Les liens commerciaux étroits entre Tlemcen et l’Aragon durèrent jusqu’au milieu du XIVe siècle environ, après quoi prit fin l’influence catalane sur le commerce extérieur du Sultanat. A partir du début du XIVe siècle, la diplomatie aragonaise se désintéresse de plus en plus du Maghreb pour se tourner vers le reste de la péninsule ibérique et vers l’Italie. La piraterie augmente, interrompant le commerce entre l’Aragon et le Sultanat. Mais un autre facteur, d’aussi grande importance, intervint : la conquête de Gibraltar par les Merînides en 1333 et la reconquête des îles de Kerkennah et de Djerba en 1335 donnèrent aux musulmans une nouvelle assurance et les rendirent moins dociles aux pressions exercées par les Catalans et moins prêts à accepter une position de dépendance dans leurs relations avec la Couronne d’Aragon. Des marchands catalans continuèrent leur commerce avec les états Abd el-Wâdides (4), mais les liens commerciaux avec les états italiens de Gênes et de Venise semblent être devenus plus importants. Léon l’Africain note la présence à Tlemcen, au début du XVIe siècle, de nombreux marchands génois et vénitiens ; il rapporte qu’avant la prise d’Oran par les Espagnols en 1509, quoiqu’Oran ne fût plus le premier port du Sultanat, des marchands génois, vénitiens et aussi catalans y faisaient commerce. Certains marchands arabes et juifs de Tlemcen tirèrent d’énormes profits de leur commerce avec le Sud et avec l’Europe et, faute d’autres possibilités, ils investirent une partie de leurs richesses en terres. La plaine fertile qui était située au nord de la ville était consacrée à des vergers et jardins où de nombreux citoyens riches firent construire des maisons qu’ils habitaient pendant les mois d’été. Les jardins étaient cultivés par des fermiers qui vivaient en ville. On cultivait beaucoup la vigne autour de Tlemcen et des vignerons juifs de la ville faisaient d’excellents vins (Isnard 1951). Au delà des jardins et vergers de banlieue, il y avait des terres consacrées aux céréales et à l’élevage. Ces terres aussi étaient souvent la propriété de riches citoyens et elles étaient occupées par des villageois et par des tribus parfois apparentés à des familles de la ville. Durant l’époque médiévale, c’est la cité qui dominait l’agriculture et l’économie tribale de la région qui l’entourait, créant son modèle propre d’utilisation de l’espace rural.
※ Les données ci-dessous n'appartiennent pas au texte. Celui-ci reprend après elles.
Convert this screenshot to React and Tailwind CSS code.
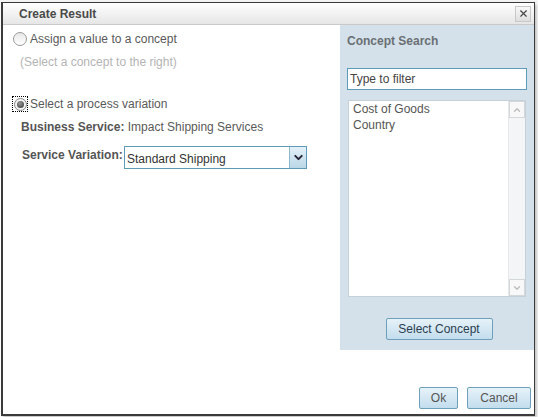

( 1 ) La cité de Yousouf ben Tâchfîn fondée au IXe siècle à côté d’Agadir, ville islamique du VIIIe siècle construite sur le site de la ville romaine de Pomaria.
(2) L’importance que Barcelone attachait à la coopération juive africaine dans le développement des relations commerciales avec Tlemcen se révèle dans le fait qu’en 1247 le roi d’Aragon (Jacques le Conquérant) étendit sa protection royale à deux familles juives établies à Sijilmassa.
(3) Au mois de juin 1385, une lettre du gouverneur de Majorque au sultan de Tlemcen, Abou Hammou Moûsa II (1359-1389) indique que Honeïn était officiellement le port d’entrée dans le Sultanat. Au XIIIe siècle, Oran semble avoir été beaucoup plus important qu’Honeïn, au début du XIVe siècle, les deux ports étaient d’importance égale (Dufourcq, 1969). La lettre de l’année 1385, ainsi que les recherches de X. Le Cour Grandmaison (1966), indiquent cependant qu’à la fin du XIVe siècle Honeïn était le port principal du Sultanat ; mais nous ignorons la raison de son importance croissante et du déclin relatif d’Oran.
(4) La lettre du Gouverneur de Majorque au Sultan Aboû Hammoû Mousa II en 1385 prouve que des marchands catalans faisaient toujours négoce avec Tlemcen. Deux ans plus tard, quand le Sultan fut déposé par son fils, il quitta son royaume sur un navire marchand catalan qui faisait route d’Oran vers Alexandrie via Tunis.